And so it goes…
“I won’t be here next week.” I said to the wound care doctor who’s eyes widened comically “What?! You’re just at the point where things will start to happen…” She was referring to my hyperbaric treatments and she suggested that I drive back from Astoria a few times to avoid a setback “You could backslide.” She said…Words I never want to hear considering the history with my illness thus far and at her words I started to cry. Charles had wanted us to go play music with his brother in Astoria and I had gotten the okay to go away when I started this therapy but not from THIS doctor. We canceled our plans to leave town because even if the authority is being dramatic I can’t take the chance that they could be right. The treatments build on each other and at about the 10th treatment point the body starts to shift as capillaries begin to form in places that they were blasted out of by radiation. Science is so weird and cool.

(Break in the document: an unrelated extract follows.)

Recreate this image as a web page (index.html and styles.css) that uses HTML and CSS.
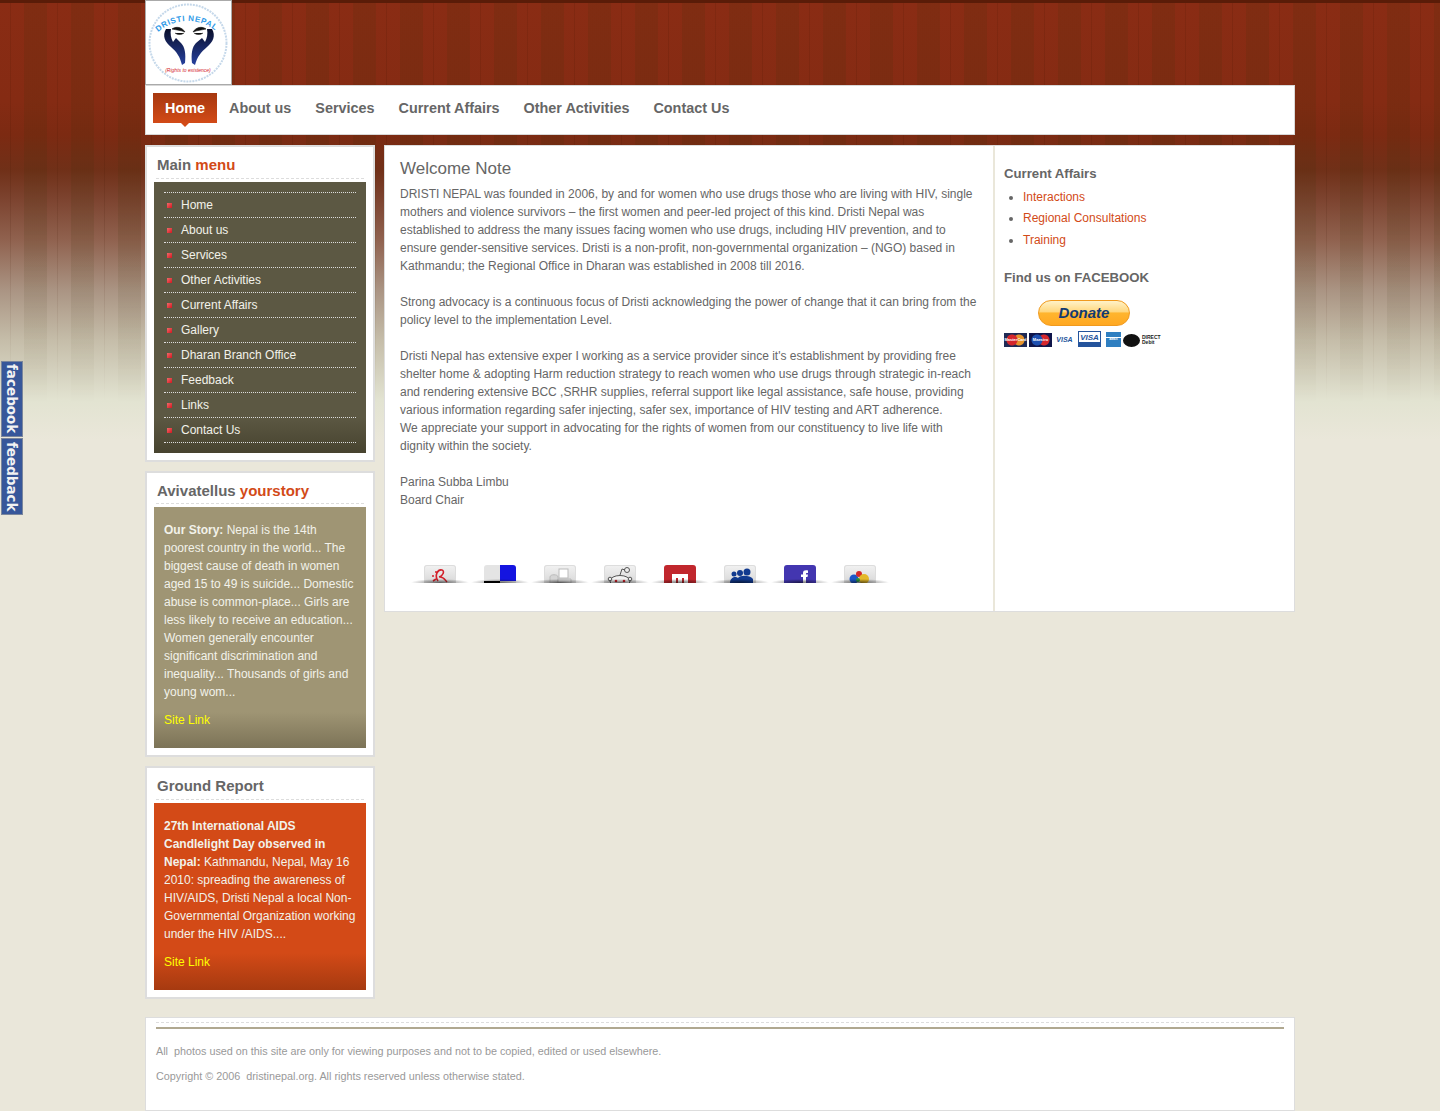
FILE: index.html
```html
<!DOCTYPE html>
<html lang="en">
<head>
  <meta charset="UTF-8">
  <title>Dristi Nepal</title>
  <link rel="stylesheet" href="styles.css">
</head>
<body>

<!-- side tabs -->
<a class="side-tab tab-fb" href="#">facebook</a>
<a class="side-tab tab-feedback" href="#">feedback</a>

<div class="wrapper">

  <div class="logo">
    <svg width="82" height="82" viewBox="0 0 82 82">
      <circle cx="41" cy="41" r="38.5" fill="#fff" stroke="#c5d8ea" stroke-width="2" stroke-dasharray="2 1"/>
      <defs>
        <path id="logoArc" d="M11 30 A45 45 0 0 1 70 30"/>
        <linearGradient id="handFill" x1="0" y1="0" x2="0" y2="1">
          <stop offset="0" stop-color="#0a0f2a"/>
          <stop offset="1" stop-color="#26409e"/>
        </linearGradient>
      </defs>
      <text class="logo-name"><textPath href="#logoArc" startOffset="0">DRISTI NEPAL</textPath></text>
      <path d="M19 27 C15 34 18 40 24 45 C30 50 33 55 35 63 L38 61 C39 52 38 45 34 41 L29 36 L26 40 C24 36 23 32 24 27 Z" fill="url(#handFill)"/>
      <path d="M65 27 C69 34 66 40 60 45 C54 50 50 55 48 63 L45 61 C44 52 45 45 49 41 L55 36 L58 40 C60 36 61 32 60 27 Z" fill="url(#handFill)"/>
      <path d="M25 27 C29 24 35 25 38 30 C33 28 29 28 25 27 Z M28 31 C31 33 34 33 37 31" fill="#111" stroke="#111" stroke-width=".6"/>
      <path d="M59 27 C55 24 49 25 46 30 C51 28 55 28 59 27 Z M56 31 C53 33 50 33 47 31" fill="#111" stroke="#111" stroke-width=".6"/>
      <text class="logo-tag" x="41" y="70" text-anchor="middle">(Rights to existence)</text>
    </svg>
  </div>

  <div class="nav">
    <a class="active" href="#">Home</a>
    <a href="#">About us</a>
    <a href="#">Services</a>
    <a href="#">Current Affairs</a>
    <a href="#">Other Activities</a>
    <a href="#">Contact Us</a>
  </div>

  <div class="columns">

    <div class="sidebar">
      <div class="box box-menu">
        <h3>Main <span>menu</span></h3>
        <div class="panel panel-dark">
          <ul class="side-menu">
            <li><a href="#">Home</a></li>
            <li><a href="#">About us</a></li>
            <li><a href="#">Services</a></li>
            <li><a href="#">Other Activities</a></li>
            <li><a href="#">Current Affairs</a></li>
            <li><a href="#">Gallery</a></li>
            <li><a href="#">Dharan Branch Office</a></li>
            <li><a href="#">Feedback</a></li>
            <li><a href="#">Links</a></li>
            <li><a href="#">Contact Us</a></li>
          </ul>
        </div>
      </div>

      <div class="box box-story">
        <h3>Avivatellus <span>yourstory</span></h3>
        <div class="panel panel-tan">
          <p><strong>Our Story:</strong> Nepal is the 14th poorest country in the world... The biggest cause of death in women aged 15 to 49 is suicide... Domestic abuse is common-place... Girls are less likely to receive an education... Women generally encounter significant discrimination and inequality... Thousands of girls and young wom...</p>
          <a class="site-link" href="#">Site Link</a>
        </div>
      </div>

      <div class="box box-report">
        <h3>Ground Report</h3>
        <div class="panel panel-orange">
          <p><strong>27th International AIDS Candlelight Day observed in Nepal:</strong> Kathmandu, Nepal, May 16 2010: spreading the awareness of HIV/AIDS, Dristi Nepal a local Non-Governmental Organization working under the HIV /AIDS....</p>
          <a class="site-link" href="#">Site Link</a>
        </div>
      </div>
    </div>

    <div class="content">
      <div class="main-col">
        <h2>Welcome Note</h2>
        <p>DRISTI NEPAL was founded in 2006, by and for women who use drugs those who are living with HIV, single mothers and violence survivors – the first women and peer-led project of this kind. Dristi Nepal was established to address the many issues facing women who use drugs, including HIV prevention, and to ensure gender-sensitive services. Dristi is a non-profit, non-governmental organization – (NGO) based in Kathmandu; the Regional Office in Dharan was established in 2008 till 2016.<br><br>
        Strong advocacy is a continuous focus of Dristi acknowledging the power of change that it can bring from the policy level to the implementation Level.<br><br>
        Dristi Nepal has extensive exper I working as a service provider since it's establishment by providing free shelter home &amp; adopting Harm reduction strategy to reach women who use drugs through strategic in-reach and rendering extensive BCC ,SRHR supplies, referral support like legal assistance, safe house, providing various information regarding safer injecting, safer sex, importance of HIV testing and ART adherence.<br>
        We appreciate your support in advocating for the rights of women from our constituency to live life with dignity within the society.<br><br>
        Parina Subba Limbu<br>
        Board Chair</p>

        <div class="share">
          <a class="share-icon" href="#"><svg width="32" height="18" viewBox="0 0 32 18"><path d="M14 16 C10 10 14 4 18 5 C21 6 19 11 15 12 M16 12 C20 12 21 15 23 17 M9 16 L12 14 M8 11 h2 M11 7 h2" fill="none" stroke="#d3202a" stroke-width="1.6"/></svg></a>
          <a class="share-icon icon-delicious" href="#"><i></i></a>
          <a class="share-icon" href="#"><svg width="32" height="18" viewBox="0 0 32 18"><path d="M6 18 V12 C6 9 14 9 14 12 V18 Z" fill="#d5d5d5" stroke="#bbb"/><rect x="15" y="4" width="9" height="9" fill="#fff" stroke="#bbb"/><path d="M14 14 H27 V18 H14 Z" fill="#e3e3e3" stroke="#bbb"/></svg></a>
          <a class="share-icon" href="#"><svg width="32" height="18" viewBox="0 0 32 18"><ellipse cx="16" cy="16" rx="10" ry="5.500" fill="#f2f2f2" stroke="#555"/><circle cx="6" cy="14" r="1.800" fill="#eee" stroke="#555"/><circle cx="26" cy="14" r="1.800" fill="#eee" stroke="#555"/><circle cx="23" cy="5" r="2.500" fill="#eee" stroke="#555"/><path d="M16 10 L18 4 L21 5" fill="none" stroke="#555"/><circle cx="12" cy="16" r="1.300" fill="#d3202a"/><circle cx="20" cy="16" r="1.300" fill="#d3202a"/></svg></a>
          <a class="share-icon icon-mixx" href="#"><svg width="32" height="18" viewBox="0 0 32 18"><path d="M8 18 V9 H24 V18 H20 V13 H18 V18 H14 V13 H12 V18 Z" fill="#fff"/></svg></a>
          <a class="share-icon" href="#"><svg width="32" height="18" viewBox="0 0 32 18"><g fill="#113a8f"><circle cx="10" cy="9" r="2.500"/><circle cx="16" cy="8" r="3"/><circle cx="23" cy="7" r="3.500"/><path d="M6 18 C6 12 12 11 14 13 C16 10 26 10 29 14 V18 Z"/></g></svg></a>
          <a class="share-icon icon-fb" href="#"><svg width="32" height="18" viewBox="0 0 32 18"><path d="M19 18 V12 H17 V9.500 H19 V8 C19 5.500 21 5 24 5.500 V8 C22 7.800 22 8 22 9.500 H24 L23.500 12 H22 V18 Z" fill="#fff"/></svg></a>
          <a class="share-icon" href="#"><svg width="32" height="18" viewBox="0 0 32 18"><circle cx="10" cy="14" r="4.500" fill="#1c57c8"/><circle cx="15" cy="9" r="3" fill="#d3282a"/><circle cx="20" cy="14" r="5" fill="#e4b92a"/><circle cx="14" cy="15" r="2" fill="#2f9a3a"/></svg></a>
        </div>
      </div>

      <div class="right-col">
        <h4>Current Affairs</h4>
        <ul class="affairs">
          <li><a href="#">Interactions</a></li>
          <li><a href="#">Regional Consultations</a></li>
          <li><a href="#">Training</a></li>
        </ul>
        <h4 class="fb-title">Find us on FACEBOOK</h4>
        <a class="donate" href="#">Donate</a>
        <div class="cards">
          <span class="card card-mc">MasterCard</span>
          <span class="card card-maestro">Maestro</span>
          <span class="card card-visa">VISA</span>
          <span class="card card-visa2">VISA</span>
          <span class="card card-amex">AMEX</span>
          <span class="card card-debit"><i></i>DIRECT Debit</span>
        </div>
      </div>
    </div>

  </div>

  <div class="footer">
    <p>All&nbsp; photos used on this site are only for viewing purposes and not to be copied, edited or used elsewhere.</p>
    <p>Copyright © 2006&nbsp; dristinepal.org. All rights reserved unless otherwise stated.</p>
  </div>

</div>

</body>
</html>
```

FILE: styles.css
```css
* {
  box-sizing: border-box;
}

body {
  margin: 0;
  font-family: "Liberation Sans", Arial, sans-serif;
  font-size: 12px;
  line-height: 18px;
  color: #666;
  position: relative;
  background-color: #eae7da;
  background-image: linear-gradient(#5a1c08 0, #5a1c08 3px, #8a2c14 3px, #852b13 100px, #7c2a12 135px, #703018 170px, #7d4430 200px, #90624f 240px, #aa9483 290px, #c5bda9 340px, #e2e3d1 400px, #eae7da 440px);
  background-repeat: no-repeat;
  background-size: 100% 440px;
}

/* wallpaper stripes, they fade out into the page colour */
body:before {
  content: "";
  position: absolute;
  top: 3px;
  left: 0;
  right: 0;
  height: 400px;
  z-index: -1;
  background:
    repeating-linear-gradient(90deg, transparent 0, transparent 10px, rgba(60,20,0,0.12) 10px, rgba(60,20,0,0.12) 11px, transparent 11px, transparent 47px),
    repeating-linear-gradient(90deg, transparent 0, transparent 24px, rgba(60,50,10,0.13) 24px, rgba(60,50,10,0.13) 47px);
  -webkit-mask-image: linear-gradient(#000 0, #000 230px, transparent 400px);
  mask-image: linear-gradient(#000 0, #000 230px, transparent 400px);
}

a {
  text-decoration: none;
}

.wrapper {
  width: 1150px;
  margin-left: 145px;
}

/* logo */
.logo {
  width: 87px;
  height: 85px;
  background: #fff;
  border: 1px solid #aaa;
  padding: 1px 0 0 1px;
}

.logo svg {
  display: block;
}

.logo-name {
  font-size: 8px;
  font-weight: bold;
  letter-spacing: .6px;
  fill: #2f9be8;
}

.logo-tag {
  font-size: 5px;
  font-style: italic;
  fill: #d3202a;
}

/* top nav */
.nav {
  height: 50px;
  background: #fff;
  border: 1px solid #d8d8d8;
  padding: 7px 0 0 7px;
  display: flex;
  align-items: flex-start;
}

.nav a {
  display: block;
  height: 30px;
  padding: 0 12px;
  font-size: 14.4px;
  font-weight: bold;
  line-height: 30px;
  color: #666;
  position: relative;
}

.nav a.active {
  color: #fff;
  background: linear-gradient(#a63810, #d24a17);
}

.nav a.active:after {
  content: "";
  position: absolute;
  left: 50%;
  top: 30px;
  margin-left: -4px;
  border: 4px solid transparent;
  border-top-color: #d24a17;
  border-bottom: 0;
}

/* columns */
.columns {
  display: flex;
  align-items: flex-start;
  gap: 9px;
  margin-top: 10px;
}

.sidebar {
  width: 230px;
  flex: none;
  display: flex;
  flex-direction: column;
}

.box {
  background: #fff;
  border: 2px solid #ddd;
  padding: 0 7px 7px;
}

.box-story,
.box-report {
  margin-top: 9px;
}

.box h3 {
  margin: 0 2px 3px;
  padding: 0 1px;
  height: 32px;
  font-size: 15px;
  line-height: 36px;
  font-weight: bold;
  color: #666;
  border-bottom: 1px dashed #ddd;
}

.box-story h3 {
  height: 31px;
}

.box h3 span {
  color: #d24a17;
}

.panel {
  padding: 14px 10px 19px;
  color: #f2f2ea;
}

.panel p {
  margin: 0 0 10px;
}

.panel-dark {
  background: linear-gradient(#5c5843 0, #5c5843 235px, #47432f 100%);
  padding: 10px;
}

.panel-tan {
  background: linear-gradient(#9f9574 0, #9f9574 205px, #7c7357 100%);
}

.panel-orange {
  background: linear-gradient(#d34a17 0, #d34a17 150px, #a63a10 100%);
}

.site-link {
  color: #ff0;
  display: block;
}

.side-menu {
  list-style: none;
  margin: 0;
  padding: 0;
  border-top: 1px dotted #ddd;
}

.side-menu li {
  height: 25px;
  border-bottom: 1px dotted #ddd;
  padding-left: 17px;
  line-height: 24px;
  position: relative;
}

.side-menu li:before {
  content: "";
  position: absolute;
  left: 3px;
  top: 10px;
  width: 5px;
  height: 5px;
  background: linear-gradient(135deg, #f26a6a, #d3151f);
}

.side-menu a {
  color: #f2f2ea;
}

/* main content */
.content {
  width: 911px;
  height: 467px;
  background: #fff;
  border: 1px solid #ddd;
  display: flex;
}

.main-col {
  width: 610px;
  padding: 12px 14px 0 15px;
  border-right: 2px solid #eae7da;
}

.main-col h2 {
  margin: 0 0 5px;
  font-size: 17px;
  font-weight: normal;
  line-height: 22px;
  color: #666;
}

.main-col p {
  margin: 0;
}

.share {
  display: flex;
  margin: 56px 0 0 10px;
  height: 18px;
  overflow: hidden;
}

.share-icon {
  width: 60px;
  height: 18px;
  flex: none;
  position: relative;
  padding-left: 14px;
  display: block;
}

.share-icon svg {
  display: block;
  width: 32px;
  height: 18px;
  background: linear-gradient(#f2f2f2, #d8d8d8);
  border-radius: 3px 3px 0 0;
  box-shadow: inset 0 0 0 1px #ddd;
}

.share-icon:after {
  content: "";
  position: absolute;
  left: 1px;
  right: 1px;
  bottom: -3px;
  height: 7px;
  background: radial-gradient(closest-side, rgba(0,0,0,0.55), rgba(0,0,0,0));
}

.icon-mixx svg {
  background: #c1272d;
  box-shadow: none;
}

.icon-fb svg {
  background: #4336b0;
  box-shadow: none;
}

.icon-delicious i {
  display: block;
  width: 32px;
  height: 18px;
  border-radius: 3px 3px 0 0;
  background:
    linear-gradient(#1414e0, #1414e0) right top / 16px 16px no-repeat,
    linear-gradient(#000, #000) left bottom / 16px 2px no-repeat,
    #e4e4e4;
}

/* right column */
.right-col {
  flex: 1;
  padding: 19px 9px 0;
}

.right-col h4 {
  margin: 0;
  font-size: 13.2px;
  line-height: 18px;
  font-weight: bold;
  color: #666;
}

.affairs {
  margin: 4.700px 0 0;
  padding: 0 0 0 19px;
}

.affairs li {
  height: 21.500px;
  line-height: 18px;
}

.affairs a {
  color: #d24a17;
}

.right-col .fb-title {
  margin-top: 17px;
}

.donate {
  display: block;
  width: 92px;
  height: 26px;
  margin: 13px 0 0 34px;
  border: 1px solid #f09a1e;
  border-radius: 13px;
  background: linear-gradient(#fff2c8 0, #ffd77e 45%, #ffb52e 50%, #ffa822 100%);
  color: #123a72;
  font-size: 15px;
  font-weight: bold;
  font-style: italic;
  line-height: 24px;
  text-align: center;
}

.cards {
  display: flex;
  height: 16px;
  margin-top: 5px;
  align-items: flex-end;
}

.card {
  display: block;
  height: 14px;
  width: 23px;
  flex: none;
  font-size: 4px;
  line-height: 14px;
  text-align: center;
  color: #fff;
  font-weight: bold;
  overflow: hidden;
  white-space: nowrap;
}

.card-mc {
  background: radial-gradient(circle at 8px 7px, #d5262c 0, #d5262c 5px, transparent 6px), radial-gradient(circle at 15px 7px, #e8952c 0, #e8952c 5px, transparent 6px), #1f2a55;
}

.card-maestro {
  margin-left: 2px;
  background: radial-gradient(circle at 8px 7px, #1d4fb0 0, #1d4fb0 5px, transparent 6px), radial-gradient(circle at 15px 7px, #d5262c 0, #d5262c 5px, transparent 6px), #10154a;
}

.card-visa {
  width: 19px;
  margin-left: 3px;
  background: #fff;
  color: #24549c;
  font-size: 7px;
  font-style: italic;
}

.card-visa2 {
  height: 16px;
  width: 23px;
  margin-left: 4px;
  background: linear-gradient(#fff 0, #fff 70%, #24549c 70%);
  border: 1px solid #24549c;
  color: #24549c;
  font-size: 8px;
  font-style: italic;
  line-height: 11px;
}

.card-amex {
  width: 15px;
  height: 15px;
  margin-left: 5px;
  background: linear-gradient(#2f7fc1 0, #2f7fc1 35%, #fff 35%, #fff 42%, #2f7fc1 42%);
  font-size: 3px;
}

.card-debit {
  width: 41px;
  margin-left: 2px;
  display: flex;
  align-items: center;
  gap: 2px;
  color: #222;
  font-size: 5px;
  line-height: 5px;
  white-space: normal;
  text-align: left;
}

.card-debit i {
  display: block;
  width: 17px;
  height: 13px;
  flex: none;
  background: #111;
  border-radius: 50%;
}

/* footer */
.footer {
  height: 94px;
  margin-top: 18px;
  background: #fff;
  border: 1px solid #ddd;
  padding: 9px 10px 0;
  position: relative;
  font-size: 10.8px;
  color: #999;
}

.footer:before {
  content: "";
  display: block;
  height: 2px;
  margin-top: -5px;
  border-top: 1px dashed #ddd;
}

.footer:after {
  content: "";
  position: absolute;
  left: 10px;
  right: 10px;
  top: 9px;
  height: 2px;
  background: #b0a890;
}

.footer p {
  margin: 0;
  line-height: 25px;
}

.footer p:first-of-type {
  margin-top: 14px;
}

/* side tabs */
.side-tab {
  position: absolute;
  left: 1px;
  width: 22px;
  background: #37579a;
  border: 1px solid #7a869c;
  color: #f2f2f2;
  font-family: "DejaVu Sans", sans-serif;
  font-size: 13.5px;
  font-weight: bold;
  line-height: 20px;
  writing-mode: vertical-rl;
  text-align: center;
}

.tab-fb {
  top: 361px;
  height: 76px;
}

.tab-feedback {
  top: 438px;
  height: 77px;
}
```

I am tired today and I am not sure if it is from getting my IT coursework done for the week yesterday or if it is the abscess that still has not popped out of my body yet…Maybe it’s a little of both. I was so immersed in my schoolwork yesterday that I forgot that my old dog Cooper was outside and it was hot and muggy, it had been over an hour that he had been in the yard. He had recently stopped summoning me to come get him and when I realized I had forgotten him I panicked. I found his inert body laying in the furthest corner of the yard in the bamboo and when I saw him I thought he was dead. I picked up his limp carcass and he roused, panting furiously. I fed him and made sure he hydrated. Now I set a timer when I take him outside, I know he is going to pass one day but I don’t want it to be from me forgetting, I still keep picturing him…I feel so bad about it but he is fine and holds no grudge fortunately, I can’t say that I feel the same way.
Today is a good day to manifest, picture your life the way you want it to be like it’s already happened. That’s what I am going to do. I can’t wait to lay on that beach in Greece and not have cancer anymore, ha! It’s fun to daydream about.